* **What you should do**
Output the data word for word, dropping every image.

────────

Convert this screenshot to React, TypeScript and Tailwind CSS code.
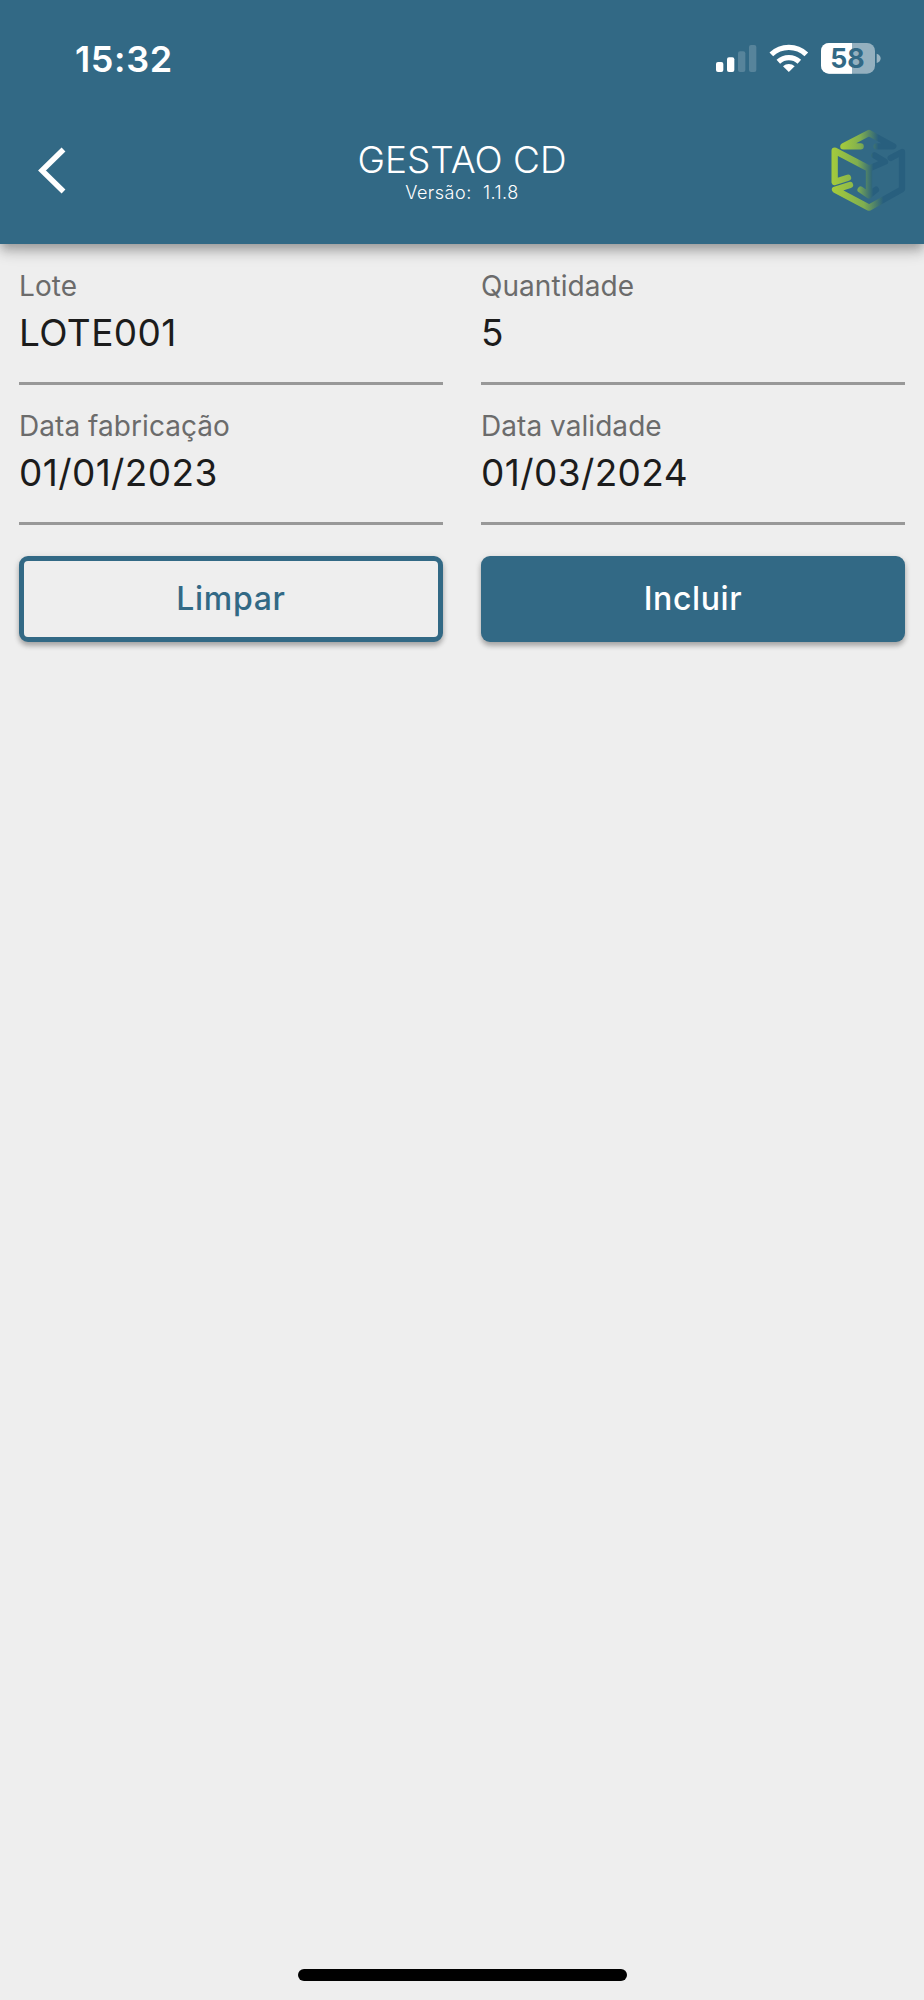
function StatusIcons() {
  return (
    <svg className="h-[60px] w-[200px]" viewBox="0 0 600 180" fill="#fff">
      <rect x="48" y="96" width="22" height="30" rx="6" />
      <rect x="81" y="82" width="22" height="44" rx="6" />
      <rect x="114" y="64" width="22" height="62" rx="6" opacity="0.18" />
      <rect x="147" y="45" width="22" height="81" rx="6" opacity="0.18" />
      <g fill="none" stroke="#fff" strokeWidth="16">
        <path d="M214 73 A76 76 0 0 1 319 73" />
        <path d="M235 95 A47 47 0 0 1 298 95" />
      </g>
      <path d="M266.500 126 L249 109 A25 25 0 0 1 284 109 Z" />
      <rect x="363" y="39" width="162" height="92" rx="24" opacity="0.48" />
      <path d="M456 39 H387 A24 24 0 0 0 363 63 V107 A24 24 0 0 0 387 131 H456 Z" />
      <path d="M530 71 C546 76 546 94 530 99 Z" opacity="0.5" />
      <text x="442" y="114" textAnchor="middle" fontSize="80" fontWeight="700" fill="#326985" fontFamily="Inter, sans-serif">58</text>
    </svg>
  );
}

function Logo() {
  return (
    <svg className="h-[100px] w-[104px]" viewBox="0 0 312 300" fill="none" strokeWidth="19" strokeLinecap="round" strokeLinejoin="round">
      <defs>
        <linearGradient id="top" gradientUnits="userSpaceOnUse" x1="68" y1="0" x2="175" y2="0">
          <stop offset="0" stopColor="#a2c93d" />
          <stop offset="0.5" stopColor="#7fae50" />
          <stop offset="1" stopColor="#285f7e" />
        </linearGradient>
        <linearGradient id="left" gradientUnits="userSpaceOnUse" x1="40" y1="0" x2="160" y2="0">
          <stop offset="0" stopColor="#a2c93d" />
          <stop offset="0.6" stopColor="#7fae50" />
          <stop offset="1" stopColor="#285f7e" />
        </linearGradient>
        <linearGradient id="bottom" gradientUnits="userSpaceOnUse" x1="45" y1="0" x2="190" y2="0">
          <stop offset="0" stopColor="#a2c93d" />
          <stop offset="0.6" stopColor="#7fae50" />
          <stop offset="1" stopColor="#285f7e" />
        </linearGradient>
      </defs>
      <path d="M122 79 H70 L147 39 L220 79 H170" stroke="url(#top)" />
      <path d="M84 173 L44 186 V92 L147 146 L195 125 L163 106 M147 146 V226 L122 209 M147 226 L168 209" stroke="url(#left)" />
      <path d="M90 195 L45 209 L147 263 L246 208 V96 L212 114" stroke="url(#bottom)" />
    </svg>
  );
}

function Field({ label, value }: { label: string; value: string }) {
  return (
    <div className="flex h-[140px] flex-col border-b-[3px] border-[#989898] pt-[21px]">
      <span className="text-[28px] leading-[41px] tracking-[0.05px] text-[#6b6b6b]">{label}</span>
      <span className="mt-[4px] text-[37px] leading-[44px] tracking-[0.4px] text-[#1c1c1c]">{value}</span>
    </div>
  );
}

export default function App() {
  return (
    <div className="flex h-[2000px] w-[924px] flex-col bg-[#eee] font-['Inter',sans-serif]">
      <header className="h-[244px] bg-[#326985] text-white shadow-[0_5px_9px_-2px_rgba(0,0,0,0.2),0_9px_11px_rgba(0,0,0,0.14),0_2px_22px_rgba(0,0,0,0.12)]">
        <div className="flex h-[120px] justify-between pr-[24px] pl-[75px]">
          <span className="pt-[37px] text-[36px] leading-[44px] font-semibold tracking-[0.6px]">15:32</span>
          <div className="pt-[30px]"><StatusIcons /></div>
        </div>
        <div className="grid h-[124px] grid-cols-[104px_1fr_104px]">
          <svg className="h-[100px] w-[104px]" viewBox="0 0 104 100" fill="none" stroke="#fff" strokeWidth="5.500"><path d="M63.500 29.500 L42 50.500 L63.500 71.500" /></svg>
          <div className="flex flex-col items-center pt-[18px]">
            <h1 className="text-[37px] leading-[44px] font-light">GESTAO CD</h1>
            <p className="text-[18px] leading-[22px] font-light tracking-[0.5px] whitespace-pre">{"Versão:  1.1.8"}</p>
          </div>
          <Logo />
        </div>
      </header>
      <main className="grid grid-cols-2 gap-x-[38px] px-[19px] pt-px">
        <Field label="Lote" value="LOTE001" />
        <Field label="Quantidade" value="5" />
        <Field label="Data fabricação" value="01/01/2023" />
        <Field label="Data validade" value="01/03/2024" />
        <button className="mt-[31px] h-[86px] rounded-[9px] border-[5px] border-[#326985] bg-[#eee] text-[32px] font-medium tracking-[0.7px] text-[#326985] shadow-[0_4px_5px_rgba(0,0,0,0.25),0_1px_7px_rgba(0,0,0,0.1)]">Limpar</button>
        <button className="mt-[31px] h-[86px] rounded-[9px] bg-[#326985] text-[32px] font-medium tracking-[0.6px] text-white shadow-[0_4px_5px_rgba(0,0,0,0.25),0_1px_7px_rgba(0,0,0,0.1)]">Incluir</button>
      </main>
      <div className="mt-auto mb-[19px] ml-[298px] h-[12px] w-[329px] rounded-full bg-black" />
    </div>
  );
}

────────

* **Completed task**
Convert this screenshot to React, TypeScript and Tailwind CSS code.
function StatusIcons() {
  return (
    <svg className="h-[60px] w-[200px]" viewBox="0 0 600 180" fill="#fff">
      <rect x="48" y="96" width="22" height="30" rx="6" />
      <rect x="81" y="82" width="22" height="44" rx="6" />
      <rect x="114" y="64" width="22" height="62" rx="6" opacity="0.18" />
      <rect x="147" y="45" width="22" height="81" rx="6" opacity="0.18" />
      <g fill="none" stroke="#fff" strokeWidth="16">
        <path d="M214 73 A76 76 0 0 1 319 73" />
        <path d="M235 95 A47 47 0 0 1 298 95" />
      </g>
      <path d="M266.500 126 L249 109 A25 25 0 0 1 284 109 Z" />
      <rect x="363" y="39" width="162" height="92" rx="24" opacity="0.48" />
      <path d="M456 39 H387 A24 24 0 0 0 363 63 V107 A24 24 0 0 0 387 131 H456 Z" />
      <path d="M530 71 C546 76 546 94 530 99 Z" opacity="0.5" />
      <text x="442" y="114" textAnchor="middle" fontSize="80" fontWeight="700" fill="#326985" fontFamily="Inter, sans-serif">58</text>
    </svg>
  );
}

function Logo() {
  return (
    <svg className="h-[100px] w-[104px]" viewBox="0 0 312 300" fill="none" strokeWidth="19" strokeLinecap="round" strokeLinejoin="round">
      <defs>
        <linearGradient id="top" gradientUnits="userSpaceOnUse" x1="68" y1="0" x2="175" y2="0">
          <stop offset="0" stopColor="#a2c93d" />
          <stop offset="0.5" stopColor="#7fae50" />
          <stop offset="1" stopColor="#285f7e" />
        </linearGradient>
        <linearGradient id="left" gradientUnits="userSpaceOnUse" x1="40" y1="0" x2="160" y2="0">
          <stop offset="0" stopColor="#a2c93d" />
          <stop offset="0.6" stopColor="#7fae50" />
          <stop offset="1" stopColor="#285f7e" />
        </linearGradient>
        <linearGradient id="bottom" gradientUnits="userSpaceOnUse" x1="45" y1="0" x2="190" y2="0">
          <stop offset="0" stopColor="#a2c93d" />
          <stop offset="0.6" stopColor="#7fae50" />
          <stop offset="1" stopColor="#285f7e" />
        </linearGradient>
      </defs>
      <path d="M122 79 H70 L147 39 L220 79 H170" stroke="url(#top)" />
      <path d="M84 173 L44 186 V92 L147 146 L195 125 L163 106 M147 146 V226 L122 209 M147 226 L168 209" stroke="url(#left)" />
      <path d="M90 195 L45 209 L147 263 L246 208 V96 L212 114" stroke="url(#bottom)" />
    </svg>
  );
}

function Field({ label, value }: { label: string; value: string }) {
  return (
    <div className="flex h-[140px] flex-col border-b-[3px] border-[#989898] pt-[21px]">
      <span className="text-[28px] leading-[41px] tracking-[0.05px] text-[#6b6b6b]">{label}</span>
      <span className="mt-[4px] text-[37px] leading-[44px] tracking-[0.4px] text-[#1c1c1c]">{value}</span>
    </div>
  );
}

export default function App() {
  return (
    <div className="flex h-[2000px] w-[924px] flex-col bg-[#eee] font-['Inter',sans-serif]">
      <header className="h-[244px] bg-[#326985] text-white shadow-[0_5px_9px_-2px_rgba(0,0,0,0.2),0_9px_11px_rgba(0,0,0,0.14),0_2px_22px_rgba(0,0,0,0.12)]">
        <div className="flex h-[120px] justify-between pr-[24px] pl-[75px]">
          <span className="pt-[37px] text-[36px] leading-[44px] font-semibold tracking-[0.6px]">15:32</span>
          <div className="pt-[30px]"><StatusIcons /></div>
        </div>
        <div className="grid h-[124px] grid-cols-[104px_1fr_104px]">
          <svg className="h-[100px] w-[104px]" viewBox="0 0 104 100" fill="none" stroke="#fff" strokeWidth="5.500"><path d="M63.500 29.500 L42 50.500 L63.500 71.500" /></svg>
          <div className="flex flex-col items-center pt-[18px]">
            <h1 className="text-[37px] leading-[44px] font-light">GESTAO CD</h1>
            <p className="text-[18px] leading-[22px] font-light tracking-[0.5px] whitespace-pre">{"Versão:  1.1.8"}</p>
          </div>
          <Logo />
        </div>
      </header>
      <main className="grid grid-cols-2 gap-x-[38px] px-[19px] pt-px">
        <Field label="Lote" value="LOTE001" />
        <Field label="Quantidade" value="5" />
        <Field label="Data fabricação" value="01/01/2023" />
        <Field label="Data validade" value="01/03/2024" />
        <button className="mt-[31px] h-[86px] rounded-[9px] border-[5px] border-[#326985] bg-[#eee] text-[32px] font-medium tracking-[0.7px] text-[#326985] shadow-[0_4px_5px_rgba(0,0,0,0.25),0_1px_7px_rgba(0,0,0,0.1)]">Limpar</button>
        <button className="mt-[31px] h-[86px] rounded-[9px] bg-[#326985] text-[32px] font-medium tracking-[0.6px] text-white shadow-[0_4px_5px_rgba(0,0,0,0.25),0_1px_7px_rgba(0,0,0,0.1)]">Incluir</button>
      </main>
      <div className="mt-auto mb-[19px] ml-[298px] h-[12px] w-[329px] rounded-full bg-black" />
    </div>
  );
}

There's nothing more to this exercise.